-------- SOURCE MATERIAL --------
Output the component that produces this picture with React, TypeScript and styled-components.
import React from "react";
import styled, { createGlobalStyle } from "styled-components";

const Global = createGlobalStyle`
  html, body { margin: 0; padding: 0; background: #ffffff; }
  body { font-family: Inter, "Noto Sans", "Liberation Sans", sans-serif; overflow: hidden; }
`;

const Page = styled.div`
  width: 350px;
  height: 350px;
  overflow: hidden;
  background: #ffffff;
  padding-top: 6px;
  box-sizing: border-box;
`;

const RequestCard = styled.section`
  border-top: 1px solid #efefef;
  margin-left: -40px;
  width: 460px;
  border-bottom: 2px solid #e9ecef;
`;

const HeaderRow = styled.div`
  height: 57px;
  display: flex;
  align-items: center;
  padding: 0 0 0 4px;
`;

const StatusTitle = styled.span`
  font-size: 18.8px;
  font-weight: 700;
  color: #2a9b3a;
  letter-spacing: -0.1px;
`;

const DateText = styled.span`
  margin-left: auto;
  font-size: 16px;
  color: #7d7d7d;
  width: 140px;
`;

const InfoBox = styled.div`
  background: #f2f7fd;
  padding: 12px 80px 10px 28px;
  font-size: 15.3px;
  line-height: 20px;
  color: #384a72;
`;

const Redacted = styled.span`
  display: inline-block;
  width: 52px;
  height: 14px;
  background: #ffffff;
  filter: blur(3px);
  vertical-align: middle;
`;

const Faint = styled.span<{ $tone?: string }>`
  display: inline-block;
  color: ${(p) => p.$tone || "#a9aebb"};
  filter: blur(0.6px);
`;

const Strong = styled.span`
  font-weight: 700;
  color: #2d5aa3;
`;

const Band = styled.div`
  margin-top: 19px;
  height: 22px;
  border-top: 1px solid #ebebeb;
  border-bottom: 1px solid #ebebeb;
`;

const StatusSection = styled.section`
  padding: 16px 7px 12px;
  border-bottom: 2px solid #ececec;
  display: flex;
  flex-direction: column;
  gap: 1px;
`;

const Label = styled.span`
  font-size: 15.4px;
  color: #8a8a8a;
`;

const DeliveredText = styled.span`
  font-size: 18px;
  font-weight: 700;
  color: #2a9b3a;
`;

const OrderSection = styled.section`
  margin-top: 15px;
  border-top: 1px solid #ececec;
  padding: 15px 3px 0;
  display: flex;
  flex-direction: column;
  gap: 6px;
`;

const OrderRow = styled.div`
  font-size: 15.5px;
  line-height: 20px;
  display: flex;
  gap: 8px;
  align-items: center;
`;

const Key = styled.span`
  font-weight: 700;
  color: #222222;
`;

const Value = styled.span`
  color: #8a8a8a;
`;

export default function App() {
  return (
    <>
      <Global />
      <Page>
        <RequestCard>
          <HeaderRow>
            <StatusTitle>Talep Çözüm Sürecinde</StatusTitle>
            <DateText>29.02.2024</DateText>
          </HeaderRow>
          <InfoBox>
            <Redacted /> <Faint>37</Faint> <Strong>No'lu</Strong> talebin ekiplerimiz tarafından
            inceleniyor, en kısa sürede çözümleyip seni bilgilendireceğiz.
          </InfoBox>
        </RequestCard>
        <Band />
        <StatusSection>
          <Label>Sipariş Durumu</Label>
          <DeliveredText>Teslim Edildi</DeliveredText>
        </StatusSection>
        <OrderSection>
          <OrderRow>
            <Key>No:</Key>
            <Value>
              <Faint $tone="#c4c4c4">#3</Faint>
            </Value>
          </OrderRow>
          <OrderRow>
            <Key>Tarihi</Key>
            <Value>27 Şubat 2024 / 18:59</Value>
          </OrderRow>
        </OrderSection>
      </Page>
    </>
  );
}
--------
» TASK GOAL:
Extract all lines as given.

» TASK SOLUTION:
Output the component that produces this picture with React, TypeScript and styled-components.
import React from "react";
import styled, { createGlobalStyle } from "styled-components";

const Global = createGlobalStyle`
  html, body { margin: 0; padding: 0; background: #ffffff; }
  body { font-family: Inter, "Noto Sans", "Liberation Sans", sans-serif; overflow: hidden; }
`;

const Page = styled.div`
  width: 350px;
  height: 350px;
  overflow: hidden;
  background: #ffffff;
  padding-top: 6px;
  box-sizing: border-box;
`;

const RequestCard = styled.section`
  border-top: 1px solid #efefef;
  margin-left: -40px;
  width: 460px;
  border-bottom: 2px solid #e9ecef;
`;

const HeaderRow = styled.div`
  height: 57px;
  display: flex;
  align-items: center;
  padding: 0 0 0 4px;
`;

const StatusTitle = styled.span`
  font-size: 18.8px;
  font-weight: 700;
  color: #2a9b3a;
  letter-spacing: -0.1px;
`;

const DateText = styled.span`
  margin-left: auto;
  font-size: 16px;
  color: #7d7d7d;
  width: 140px;
`;

const InfoBox = styled.div`
  background: #f2f7fd;
  padding: 12px 80px 10px 28px;
  font-size: 15.3px;
  line-height: 20px;
  color: #384a72;
`;

const Redacted = styled.span`
  display: inline-block;
  width: 52px;
  height: 14px;
  background: #ffffff;
  filter: blur(3px);
  vertical-align: middle;
`;

const Faint = styled.span<{ $tone?: string }>`
  display: inline-block;
  color: ${(p) => p.$tone || "#a9aebb"};
  filter: blur(0.6px);
`;

const Strong = styled.span`
  font-weight: 700;
  color: #2d5aa3;
`;

const Band = styled.div`
  margin-top: 19px;
  height: 22px;
  border-top: 1px solid #ebebeb;
  border-bottom: 1px solid #ebebeb;
`;

const StatusSection = styled.section`
  padding: 16px 7px 12px;
  border-bottom: 2px solid #ececec;
  display: flex;
  flex-direction: column;
  gap: 1px;
`;

const Label = styled.span`
  font-size: 15.4px;
  color: #8a8a8a;
`;

const DeliveredText = styled.span`
  font-size: 18px;
  font-weight: 700;
  color: #2a9b3a;
`;

const OrderSection = styled.section`
  margin-top: 15px;
  border-top: 1px solid #ececec;
  padding: 15px 3px 0;
  display: flex;
  flex-direction: column;
  gap: 6px;
`;

const OrderRow = styled.div`
  font-size: 15.5px;
  line-height: 20px;
  display: flex;
  gap: 8px;
  align-items: center;
`;

const Key = styled.span`
  font-weight: 700;
  color: #222222;
`;

const Value = styled.span`
  color: #8a8a8a;
`;

export default function App() {
  return (
    <>
      <Global />
      <Page>
        <RequestCard>
          <HeaderRow>
            <StatusTitle>Talep Çözüm Sürecinde</StatusTitle>
            <DateText>29.02.2024</DateText>
          </HeaderRow>
          <InfoBox>
            <Redacted /> <Faint>37</Faint> <Strong>No'lu</Strong> talebin ekiplerimiz tarafından
            inceleniyor, en kısa sürede çözümleyip seni bilgilendireceğiz.
          </InfoBox>
        </RequestCard>
        <Band />
        <StatusSection>
          <Label>Sipariş Durumu</Label>
          <DeliveredText>Teslim Edildi</DeliveredText>
        </StatusSection>
        <OrderSection>
          <OrderRow>
            <Key>No:</Key>
            <Value>
              <Faint $tone="#c4c4c4">#3</Faint>
            </Value>
          </OrderRow>
          <OrderRow>
            <Key>Tarihi</Key>
            <Value>27 Şubat 2024 / 18:59</Value>
          </OrderRow>
        </OrderSection>
      </Page>
    </>
  );
}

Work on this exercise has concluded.